Supplied material:
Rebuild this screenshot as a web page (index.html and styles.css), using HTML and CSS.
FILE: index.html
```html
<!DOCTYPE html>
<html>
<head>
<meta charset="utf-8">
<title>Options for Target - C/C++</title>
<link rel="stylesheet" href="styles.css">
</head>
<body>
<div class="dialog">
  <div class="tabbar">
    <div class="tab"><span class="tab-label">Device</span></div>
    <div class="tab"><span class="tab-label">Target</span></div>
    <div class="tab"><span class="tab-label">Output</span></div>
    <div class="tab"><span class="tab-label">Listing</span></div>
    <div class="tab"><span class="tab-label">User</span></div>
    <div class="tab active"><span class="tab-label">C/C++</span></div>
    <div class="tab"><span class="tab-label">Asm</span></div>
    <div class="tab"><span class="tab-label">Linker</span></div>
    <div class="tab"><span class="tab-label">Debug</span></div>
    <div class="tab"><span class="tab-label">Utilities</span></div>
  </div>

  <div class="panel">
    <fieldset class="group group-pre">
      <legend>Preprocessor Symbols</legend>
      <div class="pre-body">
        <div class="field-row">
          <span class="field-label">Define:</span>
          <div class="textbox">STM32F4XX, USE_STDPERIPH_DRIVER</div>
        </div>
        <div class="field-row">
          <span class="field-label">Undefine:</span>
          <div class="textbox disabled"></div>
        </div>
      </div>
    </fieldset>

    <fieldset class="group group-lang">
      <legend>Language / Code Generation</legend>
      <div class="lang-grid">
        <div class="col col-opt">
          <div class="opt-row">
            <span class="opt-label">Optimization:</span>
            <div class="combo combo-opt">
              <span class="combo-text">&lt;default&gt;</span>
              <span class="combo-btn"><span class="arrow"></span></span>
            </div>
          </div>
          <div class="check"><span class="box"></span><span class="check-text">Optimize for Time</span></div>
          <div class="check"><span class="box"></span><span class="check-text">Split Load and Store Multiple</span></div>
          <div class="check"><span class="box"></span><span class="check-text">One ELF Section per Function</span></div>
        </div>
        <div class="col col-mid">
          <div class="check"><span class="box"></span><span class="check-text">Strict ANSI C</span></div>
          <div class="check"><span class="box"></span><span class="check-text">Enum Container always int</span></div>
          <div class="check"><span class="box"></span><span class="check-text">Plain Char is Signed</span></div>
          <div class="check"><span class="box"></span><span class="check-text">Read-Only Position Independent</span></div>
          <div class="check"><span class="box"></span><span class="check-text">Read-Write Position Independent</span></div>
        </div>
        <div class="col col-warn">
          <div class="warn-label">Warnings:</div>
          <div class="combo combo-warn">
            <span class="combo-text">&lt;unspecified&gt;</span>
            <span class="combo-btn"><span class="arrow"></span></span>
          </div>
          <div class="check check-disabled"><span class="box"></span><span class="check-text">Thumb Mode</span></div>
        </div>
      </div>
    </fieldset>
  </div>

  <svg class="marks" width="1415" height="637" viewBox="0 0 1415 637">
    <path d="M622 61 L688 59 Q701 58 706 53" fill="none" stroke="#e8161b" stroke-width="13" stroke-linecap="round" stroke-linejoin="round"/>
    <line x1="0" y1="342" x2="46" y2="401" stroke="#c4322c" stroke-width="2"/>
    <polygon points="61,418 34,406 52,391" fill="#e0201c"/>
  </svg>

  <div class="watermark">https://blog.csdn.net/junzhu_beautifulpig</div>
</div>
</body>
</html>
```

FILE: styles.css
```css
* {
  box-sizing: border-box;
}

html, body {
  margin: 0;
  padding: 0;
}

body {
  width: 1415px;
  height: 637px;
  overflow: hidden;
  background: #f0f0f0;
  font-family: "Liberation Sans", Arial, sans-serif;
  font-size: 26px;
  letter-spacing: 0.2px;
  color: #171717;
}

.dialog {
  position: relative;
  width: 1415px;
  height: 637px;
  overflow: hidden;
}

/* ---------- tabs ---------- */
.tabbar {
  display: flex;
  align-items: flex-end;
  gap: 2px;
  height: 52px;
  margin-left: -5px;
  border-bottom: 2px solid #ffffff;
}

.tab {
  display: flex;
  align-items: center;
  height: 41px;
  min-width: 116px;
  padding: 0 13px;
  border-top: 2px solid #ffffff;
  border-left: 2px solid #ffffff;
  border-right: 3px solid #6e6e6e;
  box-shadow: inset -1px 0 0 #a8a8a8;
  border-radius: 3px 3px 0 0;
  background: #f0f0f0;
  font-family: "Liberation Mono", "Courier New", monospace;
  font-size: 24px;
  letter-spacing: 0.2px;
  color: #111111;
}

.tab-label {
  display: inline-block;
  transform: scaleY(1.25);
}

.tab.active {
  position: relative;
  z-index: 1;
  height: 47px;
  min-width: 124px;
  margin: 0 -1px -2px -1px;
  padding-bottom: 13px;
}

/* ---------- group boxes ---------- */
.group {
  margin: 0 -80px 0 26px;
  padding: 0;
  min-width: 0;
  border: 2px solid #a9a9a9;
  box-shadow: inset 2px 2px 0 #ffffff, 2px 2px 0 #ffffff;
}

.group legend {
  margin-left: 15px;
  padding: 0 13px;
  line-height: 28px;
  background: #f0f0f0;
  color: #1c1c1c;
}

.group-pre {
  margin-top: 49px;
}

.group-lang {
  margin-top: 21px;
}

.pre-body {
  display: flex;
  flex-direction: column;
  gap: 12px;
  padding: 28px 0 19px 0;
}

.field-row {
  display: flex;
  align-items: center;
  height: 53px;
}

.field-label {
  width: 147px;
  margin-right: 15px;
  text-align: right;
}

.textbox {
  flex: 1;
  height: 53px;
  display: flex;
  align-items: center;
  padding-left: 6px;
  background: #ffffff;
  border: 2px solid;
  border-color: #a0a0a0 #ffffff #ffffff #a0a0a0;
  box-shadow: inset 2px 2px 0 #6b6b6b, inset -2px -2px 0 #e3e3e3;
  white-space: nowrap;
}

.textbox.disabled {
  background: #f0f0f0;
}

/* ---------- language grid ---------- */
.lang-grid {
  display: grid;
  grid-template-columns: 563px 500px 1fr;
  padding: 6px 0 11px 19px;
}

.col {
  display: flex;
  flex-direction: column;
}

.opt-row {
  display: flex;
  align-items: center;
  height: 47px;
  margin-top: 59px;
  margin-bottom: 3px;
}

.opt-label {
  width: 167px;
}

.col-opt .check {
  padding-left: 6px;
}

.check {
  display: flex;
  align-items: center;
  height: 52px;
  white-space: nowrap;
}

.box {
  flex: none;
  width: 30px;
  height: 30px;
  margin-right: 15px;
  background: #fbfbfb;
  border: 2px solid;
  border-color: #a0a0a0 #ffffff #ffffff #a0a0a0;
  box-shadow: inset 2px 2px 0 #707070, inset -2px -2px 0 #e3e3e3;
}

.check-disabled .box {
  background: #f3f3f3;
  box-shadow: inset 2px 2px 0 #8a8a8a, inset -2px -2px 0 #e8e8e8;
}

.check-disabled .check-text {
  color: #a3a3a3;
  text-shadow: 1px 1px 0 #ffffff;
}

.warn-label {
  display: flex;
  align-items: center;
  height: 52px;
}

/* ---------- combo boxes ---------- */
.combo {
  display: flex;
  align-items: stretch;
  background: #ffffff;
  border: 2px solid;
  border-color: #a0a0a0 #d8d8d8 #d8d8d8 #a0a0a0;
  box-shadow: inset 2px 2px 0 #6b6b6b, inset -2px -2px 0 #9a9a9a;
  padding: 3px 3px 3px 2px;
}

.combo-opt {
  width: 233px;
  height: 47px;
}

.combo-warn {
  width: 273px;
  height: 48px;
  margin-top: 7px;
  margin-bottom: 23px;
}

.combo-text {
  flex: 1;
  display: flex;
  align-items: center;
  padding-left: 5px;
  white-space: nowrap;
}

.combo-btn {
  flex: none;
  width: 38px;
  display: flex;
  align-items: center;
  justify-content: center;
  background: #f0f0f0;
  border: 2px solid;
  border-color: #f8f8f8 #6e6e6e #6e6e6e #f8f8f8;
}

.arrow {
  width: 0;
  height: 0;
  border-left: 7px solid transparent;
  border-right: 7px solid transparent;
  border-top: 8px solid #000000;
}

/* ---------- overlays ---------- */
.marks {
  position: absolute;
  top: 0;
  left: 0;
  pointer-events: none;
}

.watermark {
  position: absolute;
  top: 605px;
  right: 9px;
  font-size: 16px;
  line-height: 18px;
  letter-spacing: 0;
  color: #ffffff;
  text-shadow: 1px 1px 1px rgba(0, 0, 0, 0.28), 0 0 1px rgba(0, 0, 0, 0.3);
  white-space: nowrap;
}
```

Given task: Where a line above contains the string "index", copy that line.

Complete answer:
Rebuild this screenshot as a web page (index.html and styles.css), using HTML and CSS.
FILE: index.html
  z-index: 1;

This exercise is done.